Wednesday 21 March 2018

Questioning my body image

This is the second post in a series where I'm sharing my ongoing lessons about body-image and body-acceptance. Part one set the scene.

The immediate need that took me to seeing a psychologist was that by late 2015 my eating had become very disordered. For a large part of the year I was living on only a few hundred calories per day. I was frightened of food and frightened of regaining the weight I had lost up to that point.

Articles like Gina Kolata's "After ‘The Biggest Loser,’ Their Bodies Fought to Regain Weight" in the New York Times are not reassuring: six years after their participation on the show, thirteen out of fourteen contestants regained weight, and four were now heavier than before the competition. Kolata presents some of the research describing the metabolic changes that drive that outcome, which makes it sound even more inevitable.

Regaining significant weight is still something that worries me to some degree today, but in late 2015 and early 2016, it was seriously interfering with my eating.

And, as I shared last time, I still wasn't happy with my body anyway. I wanted to be still thinner.

My psychologist took a functional approach to this concern, asking me what I would be able to do if I were thinner that I couldn't or wouldn't do at my current body shape. I talked about the situations I described in my previous post: about my terror of being teased or ridiculed about my body if anybody could see or feel it.

This led to a very interesting exercise, where she presented me with a series of silhouettes and asked me to identify my body shape among them. (The "BMI-based Silhouette Matching Test (BMI-SMT)" is a similar instrument to the one my psychologist used, if you want to investigate further.)

Recognising distortions of perception: in myself...

This isn't exactly the test my psychologist used,
but it's similar. Figure from Abbas et al (2010)
"Pictogram use was validated for estimating
individual’s body mass index
", Journal of
Clinical Epidemiology 63
: 655–59
I selected the silhouette that I thought was my body shape, and was very surprised when the psychologist revealed the proportions that corresponded to it. The silhouette was of a far squatter body shape than I knew mine to be by the numbers.

This made sense to me because of another phenomenon I was experiencing at the time: my body fitting through spaces that I didn't think it could. For example, when I couldn't open a car door fully because of other cars parked close by, I would be expecting a difficult squeeze to get through the partial opening but instead would step through easily. Or I would often pause at a doorway to let someone else step through it from the other direction because I "knew" we wouldn't both fit through at the same time — I got a few puzzled looks from that at work! It took maybe 18 months for this effect to subside: for my brain to re-align to how much space I was actually taking up in the world. (And even today, it still very occasionally crops up!)

Reality is on the left. I
sometimes see what's on the
right
Finally, my logical brain accepts that the huge variation in how I react to my body in photos and mirrors means that my perceptions are suspect. If I perceive exactly the same body as upsettingly, distressingly "too fat" in some photos and reflections, but not in others, then my perception has to be unreliable.


...and in others

Another thing that has helped me realise the unreality of my perceptions of my body has been the sad experience of listening to and reading other people's negative assessment of their bodies.

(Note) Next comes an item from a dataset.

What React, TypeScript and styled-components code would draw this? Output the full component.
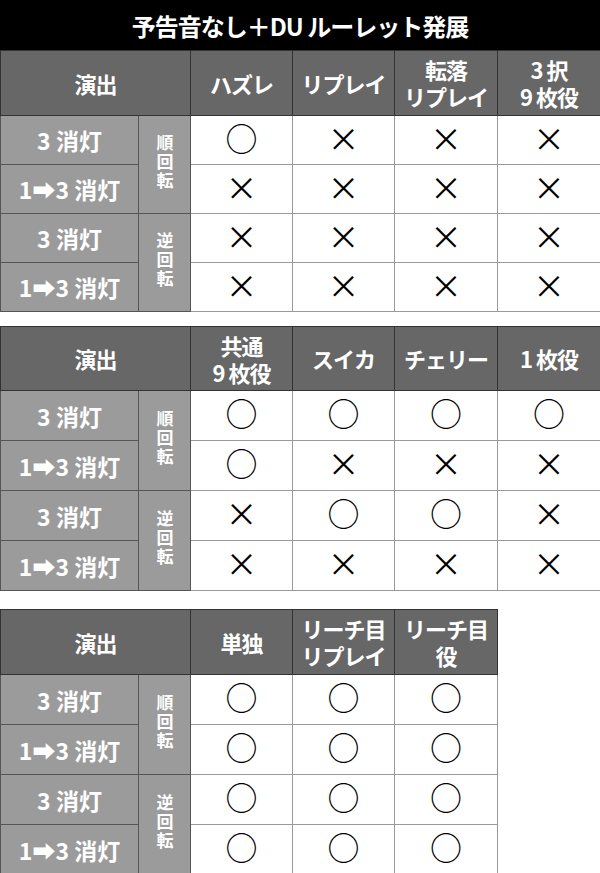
import React from "react";
import styled, {createGlobalStyle} from "styled-components";

type Mark = "o" | "x";

interface ISection {
	heads: string[];
	rows: Mark[][];
	gap: number;
	headHeight: number;
	rowHeight: number;
}

const sections: ISection[] = [
	{
		heads: ["ハズレ", "リプレイ", "転落\nリプレイ", "3 択\n9 枚役"],
		rows: [
			["o", "x", "x", "x"],
			["x", "x", "x", "x"],
			["x", "x", "x", "x"],
			["x", "x", "x", "x"],
		],
		gap: 0,
		headHeight: 65,
		rowHeight: 49,
	},
	{
		heads: ["共通\n9 枚役", "スイカ", "チェリー", "1 枚役"],
		rows: [
			["o", "o", "o", "o"],
			["o", "x", "x", "x"],
			["x", "o", "o", "x"],
			["x", "x", "x", "x"],
		],
		gap: 14,
		headHeight: 64,
		rowHeight: 50,
	},
	{
		heads: ["単独", "リーチ目\nリプレイ", "リーチ目\n役"],
		rows: [
			["o", "o", "o"],
			["o", "o", "o"],
			["o", "o", "o"],
			["o", "o", "o"],
		],
		gap: 18,
		headHeight: 65,
		rowHeight: 50,
	},
];

const labels = ["3 消灯", "1➡3 消灯", "3 消灯", "1➡3 消灯"];
const widths = [102, 102, 103, 103];

export default function App() {
	return (
		<Page>
			<GlobalStyle />
			<Title>予告音なし＋DU ルーレット発展</Title>
			{sections.map((s, si) => (
				<Table
					key={si}
					$gap={s.gap}
					$width={190 + widths.slice(0, s.heads.length).reduce((a, b) => a + b, 0)}>
					<colgroup>
						<col style={{width: 138}} />
						<col style={{width: 52}} />
						{s.heads.map((_, i) => (
							<col key={i} style={{width: widths[i]}} />
						))}
					</colgroup>
					<thead>
						<Row $height={s.headHeight}>
							<HeadCell colSpan={2}>演出</HeadCell>
							{s.heads.map((h, i) => (
								<HeadCell key={i}>{h}</HeadCell>
							))}
						</Row>
					</thead>
					<tbody>
						{s.rows.map((row, ri) => (
							<Row key={ri} $height={s.rowHeight}>
								<LabelCell>{labels[ri]}</LabelCell>
								{ri % 2 === 0 && (
									<SpinCell rowSpan={2}>
										<Vertical>{ri === 0 ? "順回転" : "逆回転"}</Vertical>
									</SpinCell>
								)}
								{row.map((m, mi) => (
									<MarkCell key={mi}>
										{m === "o" ? <Circle>○</Circle> : <Cross>×</Cross>}
									</MarkCell>
								))}
							</Row>
						))}
					</tbody>
				</Table>
			))}
		</Page>
	);
}

const GlobalStyle = createGlobalStyle`
	html, body {
		margin: 0;
		padding: 0;
		background: #fff;
	}
	body {
		font-family: "Noto Sans CJK JP", "Noto Sans", "DejaVu Sans", sans-serif;
	}
`;

const Page = styled.div`
	width: 600px;
	display: flex;
	flex-direction: column;
`;

const Title = styled.div`
	height: 50px;
	background: #000;
	color: #fff;
	display: flex;
	align-items: center;
	justify-content: center;
	font-size: 24px;
	font-weight: 700;
	letter-spacing: -1px;
`;

const Table = styled.table<{$gap: number; $width: number}>`
	border-collapse: collapse;
	table-layout: fixed;
	width: ${(p) => p.$width}px;
	margin-top: ${(p) => p.$gap}px;
`;

const Row = styled.tr<{$height: number}>`
	height: ${(p) => p.$height}px;
`;

const HeadCell = styled.th`
	background: #676767;
	color: #fff;
	border: 1px solid #333;
	padding: 0;
	font-size: 22px;
	font-weight: 700;
	line-height: 27px;
	letter-spacing: -1px;
	text-align: center;
	vertical-align: middle;
	white-space: pre;
`;

const LabelCell = styled.td`
	background: #9b9b9b;
	color: #fff;
	border: 1px solid #555;
	padding: 0;
	font-size: 23px;
	font-weight: 700;
	text-align: center;
	vertical-align: middle;
	white-space: nowrap;
`;

const SpinCell = styled.td`
	background: #9b9b9b;
	border: 1px solid #555;
	padding: 0;
	text-align: center;
	vertical-align: middle;
`;

const Vertical = styled.div`
	display: inline-block;
	writing-mode: vertical-rl;
	text-orientation: upright;
	color: #fff;
	font-size: 17px;
	font-weight: 700;
	line-height: 20px;
	letter-spacing: 2px;
`;

const MarkCell = styled.td`
	background: #fff;
	border: 1px solid #999;
	padding: 0;
	text-align: center;
	vertical-align: middle;
	color: #000;
	font-weight: 400;
	line-height: 30px;
`;

const Circle = styled.span`
	font-size: 32px;
`;

const Cross = styled.span`
	font-size: 32px;
`;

Taryn Brumfitt's amazing documentary Embrace (Watch it if you haven't seen it — I promise it's worth it. Here's the trailer) at one point presents people describing their normal, healthy-looking bodies as "disgusting"; it's a shocking and very sad juxtaposition.

Since becoming involved in fitness, I've had the unfortunate opportunity to hear similar things first-hand myself. Two such conversations have stuck with me because of the physiques of the people who held these opinions were physiques that I think most other people (including me) would be envious of: one like a fashion model and one like a lean endurance athlete.

I find it easy to recognise these distortions in other people's assessments of their bodies, which helps me remember that my image of my own is suspect.


What I do now

Reflexive, negative assessments of my own body still sometimes catch me by surprise. When they do, I consciously remind myself of the things I've shared in this article: remembering photos in which I don't think I look fat, or mentally replaying conversations that reveal others' distorted body images.

This doesn't always work for me, and certainly not immediately, but as one layer of defence, it helps.

If you're unhappy with your body shape, I suggest questioning your own assessment: how realistic is the image in your head?